One of the songs we used to evaluate the Crazybaby Air 1S is “Your Best American Girl,” from New York-based singer-songwriter Mitski, which starts with the stripped-back pairing of vocals and guitar, before culminating in a crunchy, gain-driven chorus.

Depressingly, the chorus felt flat, with none of the punchiness of the bass coming through, nor the crunchiness of the guitar distortion.

Another song we used to evaluate the performance of Crazybaby Air 1S was “We Will Rise Again,” from the Far Cry 5 soundtrack. This track was written by Beasts Of No Nation composer Dan Romer, and features truly gorgeous vocals from Meredith Godreau (best known as Gregory and the Hawk).

Bear with me. I know that it’s a bit left-field using a video game song in a headphone review, but there’s method in the madness. Listen to the track. It’s genuinely good. Godreau’s voice is undeniably beautiful, and the tune blends acoustic guitar with soaring violins.

Sadly, it feels a little bit wasted on the Crazybaby Air 1S. Quality is a bit muddy, and this lack of clarity makes it tricky to distinguish the string section of the song.

I’m cognizant of the fact that for truly wireless earphones, their raison d’etre is convenience, with sound quality and battery life taking somewhat of a backseat. My expectations were in check, and I wasn’t counting on the same levels of performance as I’d get with a pair of studio cans. That said, I was extremely disappointed with how the Crazybaby Air 1S reproduced my favorite tracks.

There are a couple of silver linings though. The first is call quality, which the Air 1S performs well at. The microphone was able to distinguish my voice, despite being near a busy arterial road.

I was also impressed with the sound isolation of the Air 1S. Because they fit so snugly (and comfortably), the amount of noise that leaks in is limited.

Battery and software

Across the board, battery life is an achilles heel for totally wireless earbuds. They’re smaller, so there’s less room for battery capacity, forcing users to recharge them every few hours.

The Crazybaby Air 1S is no exception. Its charging case offers an extra 12 hours of juice, which is decent. That said, matters are complicated by the charging case, which lacks a magnetic connection, forcing you to ensure each bud is properly aligned with the two charging prongs.

It sounds simple, but this is easier said than done. More than once, I’ve accidentally charged only one bud. Sods law in play, this typically happens right before a long flight or train journey.

Another complaint relates to the device’s software, which, in my experience, is pretty buggy. For example, it’d regularly fail to properly report battery levels.

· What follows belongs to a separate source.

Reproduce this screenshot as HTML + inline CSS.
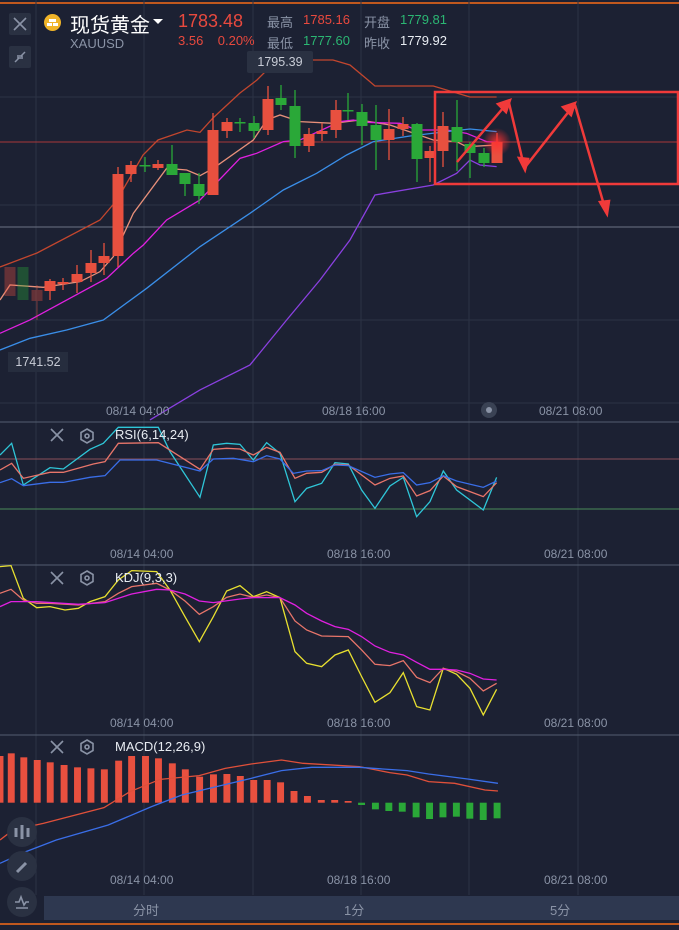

One minute, I’d be on the fumes of my battery, and the next it’d say that my buds are fully charged.

Who is this for?

The Crazybaby Air 1S looks undeniably cool. It’s also got solid call quality, and it’s really comfortable to wear. Those are the high notes of what amounts to be an otherwise underwhelming bit of kit.

While I couldn’t commend it solely based on its listening quality, I could see this being used by athletes and sports fanatics, thanks to its excellent ergonomics. The fact that it’s IPX6 rated helps in this regard, too.

That said, it’s a bit meh. It just didn’t impress me all that much. I don’t know why someone would choose this over the similarly priced Apple Airpods, or even the vastly cheaper Anker Soundcore Liberty Lite.

The Crazybaby Air 1S is available on the company’s official website, where it retails for $159.00.